Written exercise: Go through the data and copy every line exactly, but not the images.

Information supplied:
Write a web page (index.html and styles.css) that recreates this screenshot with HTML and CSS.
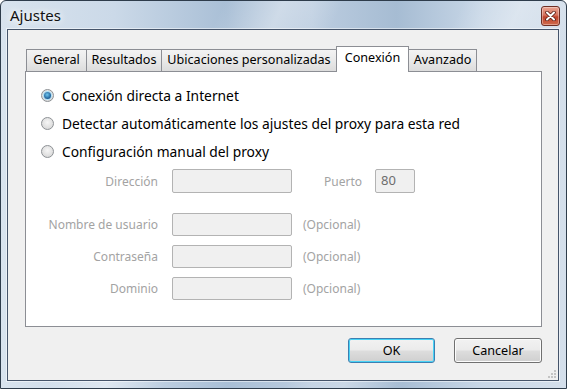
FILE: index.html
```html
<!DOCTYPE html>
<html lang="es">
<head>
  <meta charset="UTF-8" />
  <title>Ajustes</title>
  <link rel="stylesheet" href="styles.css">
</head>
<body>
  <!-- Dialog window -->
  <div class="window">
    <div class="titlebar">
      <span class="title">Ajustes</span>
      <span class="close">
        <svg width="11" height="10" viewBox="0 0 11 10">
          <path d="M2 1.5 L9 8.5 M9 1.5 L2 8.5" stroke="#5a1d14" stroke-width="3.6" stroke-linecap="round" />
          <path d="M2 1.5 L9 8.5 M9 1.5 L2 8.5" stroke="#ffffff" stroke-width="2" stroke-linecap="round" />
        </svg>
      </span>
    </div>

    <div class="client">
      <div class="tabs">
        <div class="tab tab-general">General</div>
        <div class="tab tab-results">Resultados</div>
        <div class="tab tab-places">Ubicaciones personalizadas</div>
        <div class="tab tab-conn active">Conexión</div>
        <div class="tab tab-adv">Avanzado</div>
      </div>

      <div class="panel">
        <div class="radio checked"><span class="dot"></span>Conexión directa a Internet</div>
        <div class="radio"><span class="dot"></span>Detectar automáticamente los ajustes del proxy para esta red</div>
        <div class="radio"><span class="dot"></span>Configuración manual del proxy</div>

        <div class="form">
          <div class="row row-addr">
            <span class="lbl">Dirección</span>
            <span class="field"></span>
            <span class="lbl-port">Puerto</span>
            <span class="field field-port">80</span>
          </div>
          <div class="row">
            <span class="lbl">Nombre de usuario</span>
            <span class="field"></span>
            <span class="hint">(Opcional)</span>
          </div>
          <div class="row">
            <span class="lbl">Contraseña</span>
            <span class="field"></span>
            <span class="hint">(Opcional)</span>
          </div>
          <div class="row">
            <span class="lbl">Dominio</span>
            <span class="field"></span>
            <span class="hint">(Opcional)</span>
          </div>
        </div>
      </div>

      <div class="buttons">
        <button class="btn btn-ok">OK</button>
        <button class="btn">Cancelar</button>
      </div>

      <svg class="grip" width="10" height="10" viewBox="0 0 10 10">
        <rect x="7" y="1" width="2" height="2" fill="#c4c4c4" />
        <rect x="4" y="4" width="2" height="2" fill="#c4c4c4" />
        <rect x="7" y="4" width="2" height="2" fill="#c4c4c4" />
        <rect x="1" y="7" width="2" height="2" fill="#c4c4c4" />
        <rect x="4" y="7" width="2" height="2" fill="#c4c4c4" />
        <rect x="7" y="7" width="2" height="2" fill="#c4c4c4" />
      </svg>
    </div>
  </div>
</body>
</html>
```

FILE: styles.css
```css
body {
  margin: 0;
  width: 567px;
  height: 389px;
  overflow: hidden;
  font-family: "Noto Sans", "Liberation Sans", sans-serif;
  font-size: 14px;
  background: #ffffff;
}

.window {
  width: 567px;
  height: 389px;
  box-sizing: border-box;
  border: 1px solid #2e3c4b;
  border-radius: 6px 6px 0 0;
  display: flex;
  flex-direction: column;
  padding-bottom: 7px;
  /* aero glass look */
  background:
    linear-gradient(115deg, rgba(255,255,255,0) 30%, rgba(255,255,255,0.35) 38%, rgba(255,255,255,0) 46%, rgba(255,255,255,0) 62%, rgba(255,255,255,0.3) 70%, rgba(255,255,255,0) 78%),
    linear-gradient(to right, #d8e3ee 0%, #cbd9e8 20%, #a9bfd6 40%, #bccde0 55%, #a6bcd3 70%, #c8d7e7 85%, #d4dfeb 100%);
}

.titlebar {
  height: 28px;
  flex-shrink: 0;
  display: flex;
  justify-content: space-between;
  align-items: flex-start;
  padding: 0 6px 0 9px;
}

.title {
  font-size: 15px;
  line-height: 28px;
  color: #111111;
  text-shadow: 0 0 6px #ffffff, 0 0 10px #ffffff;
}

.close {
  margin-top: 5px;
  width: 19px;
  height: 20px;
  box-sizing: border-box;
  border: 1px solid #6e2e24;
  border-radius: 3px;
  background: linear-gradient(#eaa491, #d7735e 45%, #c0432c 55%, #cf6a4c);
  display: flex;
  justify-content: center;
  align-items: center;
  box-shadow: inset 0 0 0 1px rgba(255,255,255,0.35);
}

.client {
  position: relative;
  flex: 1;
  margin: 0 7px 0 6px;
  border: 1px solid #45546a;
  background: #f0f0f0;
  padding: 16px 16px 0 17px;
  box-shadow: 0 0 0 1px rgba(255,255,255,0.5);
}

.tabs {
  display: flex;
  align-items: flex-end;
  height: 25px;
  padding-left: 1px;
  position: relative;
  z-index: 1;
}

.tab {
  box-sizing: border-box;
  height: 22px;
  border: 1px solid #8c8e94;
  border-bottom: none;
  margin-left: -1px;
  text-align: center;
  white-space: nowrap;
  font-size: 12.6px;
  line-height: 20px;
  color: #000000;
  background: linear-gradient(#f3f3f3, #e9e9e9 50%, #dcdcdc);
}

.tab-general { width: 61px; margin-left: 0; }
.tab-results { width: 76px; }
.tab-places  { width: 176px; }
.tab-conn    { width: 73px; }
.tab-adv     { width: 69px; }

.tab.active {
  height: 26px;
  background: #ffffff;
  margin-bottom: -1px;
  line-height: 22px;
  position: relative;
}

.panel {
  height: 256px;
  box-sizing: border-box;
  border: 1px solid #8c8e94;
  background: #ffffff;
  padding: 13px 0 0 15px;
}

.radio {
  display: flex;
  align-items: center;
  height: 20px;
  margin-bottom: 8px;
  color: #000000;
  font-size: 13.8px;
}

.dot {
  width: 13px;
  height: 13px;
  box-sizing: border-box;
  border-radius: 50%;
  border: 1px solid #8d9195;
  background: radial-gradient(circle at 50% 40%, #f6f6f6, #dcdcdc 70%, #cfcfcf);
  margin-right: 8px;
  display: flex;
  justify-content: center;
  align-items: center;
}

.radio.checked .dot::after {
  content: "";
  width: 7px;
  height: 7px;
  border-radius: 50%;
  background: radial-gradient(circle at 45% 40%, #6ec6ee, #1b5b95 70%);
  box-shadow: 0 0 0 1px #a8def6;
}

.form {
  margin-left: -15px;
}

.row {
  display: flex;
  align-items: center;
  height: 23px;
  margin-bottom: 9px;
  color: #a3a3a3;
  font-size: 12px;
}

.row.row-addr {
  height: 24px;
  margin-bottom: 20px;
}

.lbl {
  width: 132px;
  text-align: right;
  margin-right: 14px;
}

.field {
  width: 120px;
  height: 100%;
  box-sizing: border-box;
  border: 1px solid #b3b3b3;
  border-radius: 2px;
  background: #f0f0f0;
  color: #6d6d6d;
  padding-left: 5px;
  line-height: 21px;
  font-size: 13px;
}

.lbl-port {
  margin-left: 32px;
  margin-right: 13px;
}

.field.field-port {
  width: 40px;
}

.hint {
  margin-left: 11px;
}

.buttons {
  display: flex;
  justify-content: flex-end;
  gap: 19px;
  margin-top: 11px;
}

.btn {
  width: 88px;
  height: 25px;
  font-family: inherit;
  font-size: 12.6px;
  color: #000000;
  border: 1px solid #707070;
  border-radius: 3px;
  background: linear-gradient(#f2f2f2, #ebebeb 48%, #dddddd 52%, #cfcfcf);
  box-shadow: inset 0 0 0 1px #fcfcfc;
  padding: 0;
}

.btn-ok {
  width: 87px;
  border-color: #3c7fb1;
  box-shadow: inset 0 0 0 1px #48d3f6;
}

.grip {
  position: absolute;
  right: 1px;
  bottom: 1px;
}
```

Answer below:
Write a web page (index.html and styles.css) that recreates this screenshot with HTML and CSS.
FILE: index.html
```html
<!DOCTYPE html>
<html lang="es">
<head>
  <meta charset="UTF-8" />
  <title>Ajustes</title>
  <link rel="stylesheet" href="styles.css">
</head>
<body>
  <!-- Dialog window -->
  <div class="window">
    <div class="titlebar">
      <span class="title">Ajustes</span>
      <span class="close">
        <svg width="11" height="10" viewBox="0 0 11 10">
          <path d="M2 1.5 L9 8.5 M9 1.5 L2 8.5" stroke="#5a1d14" stroke-width="3.6" stroke-linecap="round" />
          <path d="M2 1.5 L9 8.5 M9 1.5 L2 8.5" stroke="#ffffff" stroke-width="2" stroke-linecap="round" />
        </svg>
      </span>
    </div>

    <div class="client">
      <div class="tabs">
        <div class="tab tab-general">General</div>
        <div class="tab tab-results">Resultados</div>
        <div class="tab tab-places">Ubicaciones personalizadas</div>
        <div class="tab tab-conn active">Conexión</div>
        <div class="tab tab-adv">Avanzado</div>
      </div>

      <div class="panel">
        <div class="radio checked"><span class="dot"></span>Conexión directa a Internet</div>
        <div class="radio"><span class="dot"></span>Detectar automáticamente los ajustes del proxy para esta red</div>
        <div class="radio"><span class="dot"></span>Configuración manual del proxy</div>

        <div class="form">
          <div class="row row-addr">
            <span class="lbl">Dirección</span>
            <span class="field"></span>
            <span class="lbl-port">Puerto</span>
            <span class="field field-port">80</span>
          </div>
          <div class="row">
            <span class="lbl">Nombre de usuario</span>
            <span class="field"></span>
            <span class="hint">(Opcional)</span>
          </div>
          <div class="row">
            <span class="lbl">Contraseña</span>
            <span class="field"></span>
            <span class="hint">(Opcional)</span>
          </div>
          <div class="row">
            <span class="lbl">Dominio</span>
            <span class="field"></span>
            <span class="hint">(Opcional)</span>
          </div>
        </div>
      </div>

      <div class="buttons">
        <button class="btn btn-ok">OK</button>
        <button class="btn">Cancelar</button>
      </div>

      <svg class="grip" width="10" height="10" viewBox="0 0 10 10">
        <rect x="7" y="1" width="2" height="2" fill="#c4c4c4" />
        <rect x="4" y="4" width="2" height="2" fill="#c4c4c4" />
        <rect x="7" y="4" width="2" height="2" fill="#c4c4c4" />
        <rect x="1" y="7" width="2" height="2" fill="#c4c4c4" />
        <rect x="4" y="7" width="2" height="2" fill="#c4c4c4" />
        <rect x="7" y="7" width="2" height="2" fill="#c4c4c4" />
      </svg>
    </div>
  </div>
</body>
</html>
```

FILE: styles.css
```css
body {
  margin: 0;
  width: 567px;
  height: 389px;
  overflow: hidden;
  font-family: "Noto Sans", "Liberation Sans", sans-serif;
  font-size: 14px;
  background: #ffffff;
}

.window {
  width: 567px;
  height: 389px;
  box-sizing: border-box;
  border: 1px solid #2e3c4b;
  border-radius: 6px 6px 0 0;
  display: flex;
  flex-direction: column;
  padding-bottom: 7px;
  /* aero glass look */
  background:
    linear-gradient(115deg, rgba(255,255,255,0) 30%, rgba(255,255,255,0.35) 38%, rgba(255,255,255,0) 46%, rgba(255,255,255,0) 62%, rgba(255,255,255,0.3) 70%, rgba(255,255,255,0) 78%),
    linear-gradient(to right, #d8e3ee 0%, #cbd9e8 20%, #a9bfd6 40%, #bccde0 55%, #a6bcd3 70%, #c8d7e7 85%, #d4dfeb 100%);
}

.titlebar {
  height: 28px;
  flex-shrink: 0;
  display: flex;
  justify-content: space-between;
  align-items: flex-start;
  padding: 0 6px 0 9px;
}

.title {
  font-size: 15px;
  line-height: 28px;
  color: #111111;
  text-shadow: 0 0 6px #ffffff, 0 0 10px #ffffff;
}

.close {
  margin-top: 5px;
  width: 19px;
  height: 20px;
  box-sizing: border-box;
  border: 1px solid #6e2e24;
  border-radius: 3px;
  background: linear-gradient(#eaa491, #d7735e 45%, #c0432c 55%, #cf6a4c);
  display: flex;
  justify-content: center;
  align-items: center;
  box-shadow: inset 0 0 0 1px rgba(255,255,255,0.35);
}

.client {
  position: relative;
  flex: 1;
  margin: 0 7px 0 6px;
  border: 1px solid #45546a;
  background: #f0f0f0;
  padding: 16px 16px 0 17px;
  box-shadow: 0 0 0 1px rgba(255,255,255,0.5);
}

.tabs {
  display: flex;
  align-items: flex-end;
  height: 25px;
  padding-left: 1px;
  position: relative;
  z-index: 1;
}

.tab {
  box-sizing: border-box;
  height: 22px;
  border: 1px solid #8c8e94;
  border-bottom: none;
  margin-left: -1px;
  text-align: center;
  white-space: nowrap;
  font-size: 12.6px;
  line-height: 20px;
  color: #000000;
  background: linear-gradient(#f3f3f3, #e9e9e9 50%, #dcdcdc);
}

.tab-general { width: 61px; margin-left: 0; }
.tab-results { width: 76px; }
.tab-places  { width: 176px; }
.tab-conn    { width: 73px; }
.tab-adv     { width: 69px; }

.tab.active {
  height: 26px;
  background: #ffffff;
  margin-bottom: -1px;
  line-height: 22px;
  position: relative;
}

.panel {
  height: 256px;
  box-sizing: border-box;
  border: 1px solid #8c8e94;
  background: #ffffff;
  padding: 13px 0 0 15px;
}

.radio {
  display: flex;
  align-items: center;
  height: 20px;
  margin-bottom: 8px;
  color: #000000;
  font-size: 13.8px;
}

.dot {
  width: 13px;
  height: 13px;
  box-sizing: border-box;
  border-radius: 50%;
  border: 1px solid #8d9195;
  background: radial-gradient(circle at 50% 40%, #f6f6f6, #dcdcdc 70%, #cfcfcf);
  margin-right: 8px;
  display: flex;
  justify-content: center;
  align-items: center;
}

.radio.checked .dot::after {
  content: "";
  width: 7px;
  height: 7px;
  border-radius: 50%;
  background: radial-gradient(circle at 45% 40%, #6ec6ee, #1b5b95 70%);
  box-shadow: 0 0 0 1px #a8def6;
}

.form {
  margin-left: -15px;
}

.row {
  display: flex;
  align-items: center;
  height: 23px;
  margin-bottom: 9px;
  color: #a3a3a3;
  font-size: 12px;
}

.row.row-addr {
  height: 24px;
  margin-bottom: 20px;
}

.lbl {
  width: 132px;
  text-align: right;
  margin-right: 14px;
}

.field {
  width: 120px;
  height: 100%;
  box-sizing: border-box;
  border: 1px solid #b3b3b3;
  border-radius: 2px;
  background: #f0f0f0;
  color: #6d6d6d;
  padding-left: 5px;
  line-height: 21px;
  font-size: 13px;
}

.lbl-port {
  margin-left: 32px;
  margin-right: 13px;
}

.field.field-port {
  width: 40px;
}

.hint {
  margin-left: 11px;
}

.buttons {
  display: flex;
  justify-content: flex-end;
  gap: 19px;
  margin-top: 11px;
}

.btn {
  width: 88px;
  height: 25px;
  font-family: inherit;
  font-size: 12.6px;
  color: #000000;
  border: 1px solid #707070;
  border-radius: 3px;
  background: linear-gradient(#f2f2f2, #ebebeb 48%, #dddddd 52%, #cfcfcf);
  box-shadow: inset 0 0 0 1px #fcfcfc;
  padding: 0;
}

.btn-ok {
  width: 87px;
  border-color: #3c7fb1;
  box-shadow: inset 0 0 0 1px #48d3f6;
}

.grip {
  position: absolute;
  right: 1px;
  bottom: 1px;
}
```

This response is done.